— Records shown —
** start **

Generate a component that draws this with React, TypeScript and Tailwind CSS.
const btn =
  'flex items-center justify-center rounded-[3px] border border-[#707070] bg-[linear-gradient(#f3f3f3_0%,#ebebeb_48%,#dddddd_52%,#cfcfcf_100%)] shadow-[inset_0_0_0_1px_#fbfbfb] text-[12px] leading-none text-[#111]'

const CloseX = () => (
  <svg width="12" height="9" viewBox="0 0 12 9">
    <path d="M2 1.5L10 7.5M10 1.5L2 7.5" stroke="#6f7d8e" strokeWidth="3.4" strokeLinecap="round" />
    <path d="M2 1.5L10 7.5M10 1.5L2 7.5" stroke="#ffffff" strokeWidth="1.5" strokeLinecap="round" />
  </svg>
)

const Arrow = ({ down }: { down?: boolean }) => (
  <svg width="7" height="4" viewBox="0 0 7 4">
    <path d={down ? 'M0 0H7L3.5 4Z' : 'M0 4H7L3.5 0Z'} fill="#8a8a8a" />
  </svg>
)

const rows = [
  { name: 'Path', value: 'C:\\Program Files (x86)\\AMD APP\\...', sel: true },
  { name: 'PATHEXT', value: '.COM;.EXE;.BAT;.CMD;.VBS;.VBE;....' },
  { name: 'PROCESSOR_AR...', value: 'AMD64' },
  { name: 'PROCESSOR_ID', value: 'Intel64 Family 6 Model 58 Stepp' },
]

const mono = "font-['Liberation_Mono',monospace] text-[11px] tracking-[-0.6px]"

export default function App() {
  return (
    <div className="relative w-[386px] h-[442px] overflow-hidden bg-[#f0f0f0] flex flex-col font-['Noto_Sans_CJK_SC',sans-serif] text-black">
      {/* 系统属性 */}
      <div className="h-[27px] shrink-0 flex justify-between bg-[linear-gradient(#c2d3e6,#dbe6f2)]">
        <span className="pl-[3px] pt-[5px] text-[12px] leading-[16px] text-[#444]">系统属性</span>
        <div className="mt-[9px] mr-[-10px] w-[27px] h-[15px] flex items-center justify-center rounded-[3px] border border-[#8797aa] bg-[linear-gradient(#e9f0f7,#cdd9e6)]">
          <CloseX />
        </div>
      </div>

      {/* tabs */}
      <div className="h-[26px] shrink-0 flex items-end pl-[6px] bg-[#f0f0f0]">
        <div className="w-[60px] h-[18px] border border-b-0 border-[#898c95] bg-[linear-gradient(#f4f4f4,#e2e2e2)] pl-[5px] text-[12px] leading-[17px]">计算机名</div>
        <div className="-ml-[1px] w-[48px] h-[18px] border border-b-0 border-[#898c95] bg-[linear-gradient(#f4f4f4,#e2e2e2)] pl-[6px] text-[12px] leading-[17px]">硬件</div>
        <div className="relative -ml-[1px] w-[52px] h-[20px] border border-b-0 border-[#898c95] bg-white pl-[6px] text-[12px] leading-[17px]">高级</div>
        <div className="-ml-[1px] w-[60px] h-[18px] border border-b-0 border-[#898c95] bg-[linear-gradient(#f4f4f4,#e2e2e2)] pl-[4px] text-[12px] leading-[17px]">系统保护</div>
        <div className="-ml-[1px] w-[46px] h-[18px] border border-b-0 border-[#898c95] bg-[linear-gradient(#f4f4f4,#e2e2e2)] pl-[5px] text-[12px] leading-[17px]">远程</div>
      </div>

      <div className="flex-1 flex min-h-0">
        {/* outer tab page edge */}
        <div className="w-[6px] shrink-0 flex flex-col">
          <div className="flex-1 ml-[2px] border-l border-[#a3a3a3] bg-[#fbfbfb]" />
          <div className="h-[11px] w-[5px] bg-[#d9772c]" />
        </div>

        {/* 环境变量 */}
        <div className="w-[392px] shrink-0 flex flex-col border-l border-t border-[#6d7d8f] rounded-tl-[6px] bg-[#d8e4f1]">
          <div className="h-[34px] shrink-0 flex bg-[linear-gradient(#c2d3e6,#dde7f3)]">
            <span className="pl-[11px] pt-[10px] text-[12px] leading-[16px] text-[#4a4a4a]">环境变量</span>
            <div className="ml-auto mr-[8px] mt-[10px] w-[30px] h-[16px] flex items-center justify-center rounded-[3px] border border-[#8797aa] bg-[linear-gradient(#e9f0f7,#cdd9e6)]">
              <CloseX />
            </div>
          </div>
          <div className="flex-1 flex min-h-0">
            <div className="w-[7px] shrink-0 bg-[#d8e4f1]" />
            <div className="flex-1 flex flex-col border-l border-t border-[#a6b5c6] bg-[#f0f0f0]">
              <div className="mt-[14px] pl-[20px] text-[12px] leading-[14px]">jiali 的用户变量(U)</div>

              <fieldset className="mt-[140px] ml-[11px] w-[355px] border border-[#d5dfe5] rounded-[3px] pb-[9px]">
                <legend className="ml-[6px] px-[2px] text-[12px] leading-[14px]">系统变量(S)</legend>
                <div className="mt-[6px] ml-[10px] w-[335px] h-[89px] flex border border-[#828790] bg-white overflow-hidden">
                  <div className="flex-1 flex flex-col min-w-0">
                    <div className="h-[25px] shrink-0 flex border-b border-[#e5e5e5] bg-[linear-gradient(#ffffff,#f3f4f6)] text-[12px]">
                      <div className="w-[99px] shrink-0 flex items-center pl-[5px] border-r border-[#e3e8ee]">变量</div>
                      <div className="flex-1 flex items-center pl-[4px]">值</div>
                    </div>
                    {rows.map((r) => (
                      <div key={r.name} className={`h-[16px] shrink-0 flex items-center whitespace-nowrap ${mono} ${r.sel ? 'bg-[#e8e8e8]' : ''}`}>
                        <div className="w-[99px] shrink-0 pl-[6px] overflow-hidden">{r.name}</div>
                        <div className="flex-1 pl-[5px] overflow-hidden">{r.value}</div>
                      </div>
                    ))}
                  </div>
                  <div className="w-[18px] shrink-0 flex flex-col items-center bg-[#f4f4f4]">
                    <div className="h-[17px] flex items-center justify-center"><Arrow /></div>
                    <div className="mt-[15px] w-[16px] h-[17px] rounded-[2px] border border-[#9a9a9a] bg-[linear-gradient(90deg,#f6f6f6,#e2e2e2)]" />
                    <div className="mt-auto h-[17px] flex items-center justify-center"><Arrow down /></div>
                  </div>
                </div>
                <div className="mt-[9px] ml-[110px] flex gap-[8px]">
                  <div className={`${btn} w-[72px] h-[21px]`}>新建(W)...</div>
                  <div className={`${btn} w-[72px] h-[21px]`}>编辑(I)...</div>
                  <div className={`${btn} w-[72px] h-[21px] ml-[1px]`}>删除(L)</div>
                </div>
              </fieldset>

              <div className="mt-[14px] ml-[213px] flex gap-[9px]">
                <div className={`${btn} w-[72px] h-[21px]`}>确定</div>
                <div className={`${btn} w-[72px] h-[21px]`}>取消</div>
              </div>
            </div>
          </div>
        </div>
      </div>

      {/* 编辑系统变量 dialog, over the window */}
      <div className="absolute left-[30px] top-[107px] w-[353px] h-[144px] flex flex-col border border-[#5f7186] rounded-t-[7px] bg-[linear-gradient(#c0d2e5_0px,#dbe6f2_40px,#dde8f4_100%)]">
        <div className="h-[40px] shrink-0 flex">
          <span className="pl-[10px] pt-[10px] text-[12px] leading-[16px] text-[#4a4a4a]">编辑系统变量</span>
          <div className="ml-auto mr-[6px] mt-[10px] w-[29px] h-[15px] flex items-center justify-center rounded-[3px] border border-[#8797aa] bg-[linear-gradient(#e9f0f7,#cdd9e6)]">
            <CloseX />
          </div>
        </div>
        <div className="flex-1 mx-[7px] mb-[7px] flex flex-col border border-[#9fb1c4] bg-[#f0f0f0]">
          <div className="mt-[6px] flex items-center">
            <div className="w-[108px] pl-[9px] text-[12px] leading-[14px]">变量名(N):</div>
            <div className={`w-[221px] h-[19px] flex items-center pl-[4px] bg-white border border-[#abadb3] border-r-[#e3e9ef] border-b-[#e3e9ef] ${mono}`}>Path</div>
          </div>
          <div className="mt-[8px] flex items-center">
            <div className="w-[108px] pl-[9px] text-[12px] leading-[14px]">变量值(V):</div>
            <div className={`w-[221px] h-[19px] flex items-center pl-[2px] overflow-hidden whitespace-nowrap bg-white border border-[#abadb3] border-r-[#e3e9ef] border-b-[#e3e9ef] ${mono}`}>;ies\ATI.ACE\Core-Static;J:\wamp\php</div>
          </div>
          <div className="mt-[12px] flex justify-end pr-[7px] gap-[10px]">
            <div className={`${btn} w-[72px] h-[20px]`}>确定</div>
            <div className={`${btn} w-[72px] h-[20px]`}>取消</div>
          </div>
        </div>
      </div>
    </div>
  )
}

** end **
** start **

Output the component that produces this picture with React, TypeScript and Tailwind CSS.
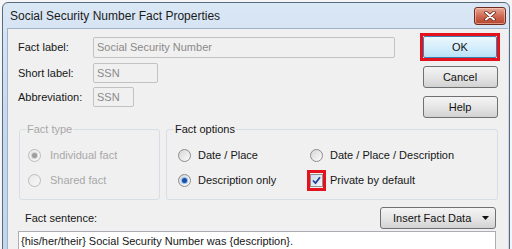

** end **
** start **

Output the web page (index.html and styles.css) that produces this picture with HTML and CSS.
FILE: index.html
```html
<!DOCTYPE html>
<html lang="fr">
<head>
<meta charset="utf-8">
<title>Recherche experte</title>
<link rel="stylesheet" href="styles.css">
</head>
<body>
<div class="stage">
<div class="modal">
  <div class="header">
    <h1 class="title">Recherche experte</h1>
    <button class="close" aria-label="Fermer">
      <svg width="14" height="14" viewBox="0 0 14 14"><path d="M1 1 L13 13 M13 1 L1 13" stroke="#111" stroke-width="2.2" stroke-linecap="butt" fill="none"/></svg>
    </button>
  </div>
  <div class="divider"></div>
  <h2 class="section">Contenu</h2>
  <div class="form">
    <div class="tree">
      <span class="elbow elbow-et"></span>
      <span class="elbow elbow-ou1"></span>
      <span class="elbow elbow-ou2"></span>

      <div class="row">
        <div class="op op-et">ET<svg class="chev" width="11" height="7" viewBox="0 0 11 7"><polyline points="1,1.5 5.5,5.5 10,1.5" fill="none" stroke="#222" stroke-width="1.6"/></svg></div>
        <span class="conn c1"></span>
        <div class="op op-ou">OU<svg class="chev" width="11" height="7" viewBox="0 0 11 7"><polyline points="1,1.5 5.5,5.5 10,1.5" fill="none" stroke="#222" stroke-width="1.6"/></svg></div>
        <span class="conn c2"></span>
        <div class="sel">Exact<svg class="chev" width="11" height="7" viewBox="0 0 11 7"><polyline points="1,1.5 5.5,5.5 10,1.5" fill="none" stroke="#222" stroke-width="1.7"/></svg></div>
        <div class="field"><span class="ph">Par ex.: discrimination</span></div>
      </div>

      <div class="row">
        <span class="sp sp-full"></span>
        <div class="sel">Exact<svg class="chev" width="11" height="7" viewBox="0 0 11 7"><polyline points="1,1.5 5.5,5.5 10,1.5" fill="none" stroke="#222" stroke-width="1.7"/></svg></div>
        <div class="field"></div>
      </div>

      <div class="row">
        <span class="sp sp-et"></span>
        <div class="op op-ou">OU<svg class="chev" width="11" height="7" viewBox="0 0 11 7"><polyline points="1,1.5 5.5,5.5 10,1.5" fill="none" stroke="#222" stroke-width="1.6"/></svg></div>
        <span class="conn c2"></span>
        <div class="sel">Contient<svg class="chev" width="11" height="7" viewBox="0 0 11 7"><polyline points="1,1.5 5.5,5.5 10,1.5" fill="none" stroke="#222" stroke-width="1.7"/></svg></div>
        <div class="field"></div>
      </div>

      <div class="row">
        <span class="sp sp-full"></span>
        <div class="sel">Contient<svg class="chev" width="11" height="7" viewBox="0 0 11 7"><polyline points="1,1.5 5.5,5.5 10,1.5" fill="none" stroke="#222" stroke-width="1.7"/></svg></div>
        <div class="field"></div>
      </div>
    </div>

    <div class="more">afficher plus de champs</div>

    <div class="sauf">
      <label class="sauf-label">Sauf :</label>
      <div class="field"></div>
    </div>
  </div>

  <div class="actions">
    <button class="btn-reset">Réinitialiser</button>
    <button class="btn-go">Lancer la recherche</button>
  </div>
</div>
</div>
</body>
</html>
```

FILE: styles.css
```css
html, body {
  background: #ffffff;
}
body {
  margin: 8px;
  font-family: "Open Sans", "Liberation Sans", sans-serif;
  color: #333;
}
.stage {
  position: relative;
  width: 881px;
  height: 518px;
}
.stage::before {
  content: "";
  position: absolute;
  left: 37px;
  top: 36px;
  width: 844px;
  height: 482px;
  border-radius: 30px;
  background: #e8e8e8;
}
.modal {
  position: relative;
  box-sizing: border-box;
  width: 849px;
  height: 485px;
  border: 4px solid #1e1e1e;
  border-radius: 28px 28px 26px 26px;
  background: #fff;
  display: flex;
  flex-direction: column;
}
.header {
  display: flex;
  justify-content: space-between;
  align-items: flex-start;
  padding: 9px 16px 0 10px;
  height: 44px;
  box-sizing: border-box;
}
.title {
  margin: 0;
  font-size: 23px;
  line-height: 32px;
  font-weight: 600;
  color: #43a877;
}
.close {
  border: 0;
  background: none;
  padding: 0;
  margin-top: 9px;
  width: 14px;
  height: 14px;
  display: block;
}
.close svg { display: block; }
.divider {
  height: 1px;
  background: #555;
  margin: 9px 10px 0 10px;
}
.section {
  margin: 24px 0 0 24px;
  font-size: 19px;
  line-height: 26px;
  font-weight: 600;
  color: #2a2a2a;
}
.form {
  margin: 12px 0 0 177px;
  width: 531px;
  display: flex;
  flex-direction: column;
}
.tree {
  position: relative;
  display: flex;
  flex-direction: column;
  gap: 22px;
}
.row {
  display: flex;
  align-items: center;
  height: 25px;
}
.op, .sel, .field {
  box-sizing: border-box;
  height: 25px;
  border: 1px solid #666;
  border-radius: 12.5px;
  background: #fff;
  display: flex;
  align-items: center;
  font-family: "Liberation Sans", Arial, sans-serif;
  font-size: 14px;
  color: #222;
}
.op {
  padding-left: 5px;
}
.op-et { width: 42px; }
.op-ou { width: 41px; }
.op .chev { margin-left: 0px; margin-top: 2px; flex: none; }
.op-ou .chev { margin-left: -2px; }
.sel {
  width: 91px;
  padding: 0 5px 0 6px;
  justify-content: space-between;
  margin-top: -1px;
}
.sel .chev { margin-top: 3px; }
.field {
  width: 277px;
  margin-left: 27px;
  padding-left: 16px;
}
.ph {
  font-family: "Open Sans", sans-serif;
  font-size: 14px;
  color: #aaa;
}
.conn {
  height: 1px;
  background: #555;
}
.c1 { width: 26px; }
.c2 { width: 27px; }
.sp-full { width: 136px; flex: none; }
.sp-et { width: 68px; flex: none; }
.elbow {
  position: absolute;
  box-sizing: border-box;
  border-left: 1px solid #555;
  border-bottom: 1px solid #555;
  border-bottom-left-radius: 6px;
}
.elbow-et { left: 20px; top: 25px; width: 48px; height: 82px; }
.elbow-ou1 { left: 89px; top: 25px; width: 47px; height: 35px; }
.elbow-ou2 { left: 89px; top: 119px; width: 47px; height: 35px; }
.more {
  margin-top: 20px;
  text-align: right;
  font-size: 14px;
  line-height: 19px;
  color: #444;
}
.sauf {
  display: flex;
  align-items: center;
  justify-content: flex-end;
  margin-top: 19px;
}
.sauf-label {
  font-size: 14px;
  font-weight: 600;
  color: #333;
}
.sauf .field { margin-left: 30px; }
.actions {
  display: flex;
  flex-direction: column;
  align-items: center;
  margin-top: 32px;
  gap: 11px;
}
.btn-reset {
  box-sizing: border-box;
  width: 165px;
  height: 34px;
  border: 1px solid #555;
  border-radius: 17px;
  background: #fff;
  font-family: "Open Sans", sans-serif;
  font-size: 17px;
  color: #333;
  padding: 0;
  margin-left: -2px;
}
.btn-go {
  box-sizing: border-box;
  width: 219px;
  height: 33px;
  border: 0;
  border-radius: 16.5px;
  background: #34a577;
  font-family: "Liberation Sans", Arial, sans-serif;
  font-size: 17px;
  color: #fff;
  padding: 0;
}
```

** end **

— Task directions —
From the data above, copy each line where the string "index" appears.

— Full solution —
Output the web page (index.html and styles.css) that produces this picture with HTML and CSS.
FILE: index.html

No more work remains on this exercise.